PROBLEM DESCRIPTION: Exactly repeat the material, dropping only the pictures.

RECORDED DATA:
---*---
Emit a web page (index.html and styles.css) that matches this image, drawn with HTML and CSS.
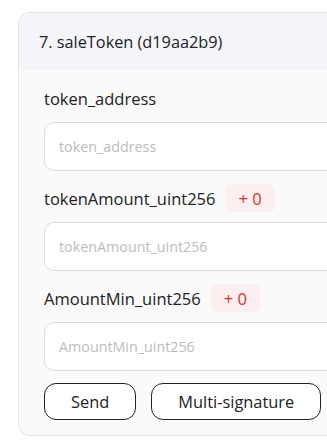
FILE: index.html
```html
<!DOCTYPE html>
<html lang="en">
<head>
    <meta charset="UTF-8">
    <meta name="viewport" content="width=device-width, initial-scale=1.0">
    <title>saleToken</title>
    <link rel="stylesheet" href="styles.css">
</head>
<body>
    <div class="card">
        <div class="card-header">7. saleToken (d19aa2b9)</div>

        <div class="card-body">
            <div class="field">
                <div class="field-label">
                    <span>token_address</span>
                </div>
                <input type="text" class="field-input" placeholder="token_address">
            </div>

            <div class="field">
                <div class="field-label">
                    <span>tokenAmount_uint256</span>
                    <span class="badge">+ 0</span>
                </div>
                <input type="text" class="field-input" placeholder="tokenAmount_uint256">
            </div>

            <div class="field">
                <div class="field-label">
                    <span>AmountMin_uint256</span>
                    <span class="badge">+ 0</span>
                </div>
                <input type="text" class="field-input" placeholder="AmountMin_uint256">
            </div>

            <div class="actions">
                <button class="btn">Send</button>
                <button class="btn">Multi-signature</button>
            </div>
        </div>
    </div>
</body>
</html>
```

FILE: styles.css
```css
body {
    font-family: 'Open Sans', 'Lato', sans-serif;
    background-color: #ffffff;
    margin: 0;
    padding: 12px 0 0 18px;
    color: #222;
    overflow: hidden;
}

.card {
    width: 380px;
    border: 1px solid #e4e4e7;
    border-radius: 12px;
    background: #fafafa;
    overflow: hidden;
}

.card-header {
    height: 57px;
    display: flex;
    align-items: center;
    padding-left: 20px;
    background-color: #f4f5f9;
    font-size: 16.3px;
    color: #222;
}

.card-body {
    padding: 14px 0 15px 25px;
}

.field {
    margin-bottom: 13px;
}

.field-label {
    display: flex;
    align-items: center;
    gap: 10px;
    height: 28px;
    margin-bottom: 10px;
    font-size: 16.5px;
    color: #222;
}

.badge {
    display: inline-flex;
    align-items: center;
    height: 28px;
    padding: 0 13px;
    border-radius: 6px;
    background-color: #fcefef;
    color: #d6332f;
}

.field-input {
    display: block;
    box-sizing: border-box;
    width: 100%;
    height: 49px;
    padding: 0 14px;
    border: 1px solid #dcdcdc;
    border-radius: 10px;
    background: #ffffff;
    font-family: inherit;
    font-size: 14.3px;
    outline: none;
}

.field-input::placeholder {
    color: #bdbdbd;
}

.actions {
    display: flex;
    gap: 15px;
    margin-top: -1px;
}

.btn {
    height: 37px;
    padding: 0 26px;
    border: 1px solid #222;
    border-radius: 12px;
    background: #ffffff;
    font-family: inherit;
    font-size: 16.4px;
    color: #222;
    cursor: pointer;
}
```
---*---
RESPONSE BELOW:
Emit a web page (index.html and styles.css) that matches this image, drawn with HTML and CSS.
FILE: index.html
```html
<!DOCTYPE html>
<html lang="en">
<head>
    <meta charset="UTF-8">
    <meta name="viewport" content="width=device-width, initial-scale=1.0">
    <title>saleToken</title>
    <link rel="stylesheet" href="styles.css">
</head>
<body>
    <div class="card">
        <div class="card-header">7. saleToken (d19aa2b9)</div>

        <div class="card-body">
            <div class="field">
                <div class="field-label">
                    <span>token_address</span>
                </div>
                <input type="text" class="field-input" placeholder="token_address">
            </div>

            <div class="field">
                <div class="field-label">
                    <span>tokenAmount_uint256</span>
                    <span class="badge">+ 0</span>
                </div>
                <input type="text" class="field-input" placeholder="tokenAmount_uint256">
            </div>

            <div class="field">
                <div class="field-label">
                    <span>AmountMin_uint256</span>
                    <span class="badge">+ 0</span>
                </div>
                <input type="text" class="field-input" placeholder="AmountMin_uint256">
            </div>

            <div class="actions">
                <button class="btn">Send</button>
                <button class="btn">Multi-signature</button>
            </div>
        </div>
    </div>
</body>
</html>
```

FILE: styles.css
```css
body {
    font-family: 'Open Sans', 'Lato', sans-serif;
    background-color: #ffffff;
    margin: 0;
    padding: 12px 0 0 18px;
    color: #222;
    overflow: hidden;
}

.card {
    width: 380px;
    border: 1px solid #e4e4e7;
    border-radius: 12px;
    background: #fafafa;
    overflow: hidden;
}

.card-header {
    height: 57px;
    display: flex;
    align-items: center;
    padding-left: 20px;
    background-color: #f4f5f9;
    font-size: 16.3px;
    color: #222;
}

.card-body {
    padding: 14px 0 15px 25px;
}

.field {
    margin-bottom: 13px;
}

.field-label {
    display: flex;
    align-items: center;
    gap: 10px;
    height: 28px;
    margin-bottom: 10px;
    font-size: 16.5px;
    color: #222;
}

.badge {
    display: inline-flex;
    align-items: center;
    height: 28px;
    padding: 0 13px;
    border-radius: 6px;
    background-color: #fcefef;
    color: #d6332f;
}

.field-input {
    display: block;
    box-sizing: border-box;
    width: 100%;
    height: 49px;
    padding: 0 14px;
    border: 1px solid #dcdcdc;
    border-radius: 10px;
    background: #ffffff;
    font-family: inherit;
    font-size: 14.3px;
    outline: none;
}

.field-input::placeholder {
    color: #bdbdbd;
}

.actions {
    display: flex;
    gap: 15px;
    margin-top: -1px;
}

.btn {
    height: 37px;
    padding: 0 26px;
    border: 1px solid #222;
    border-radius: 12px;
    background: #ffffff;
    font-family: inherit;
    font-size: 16.4px;
    color: #222;
    cursor: pointer;
}
```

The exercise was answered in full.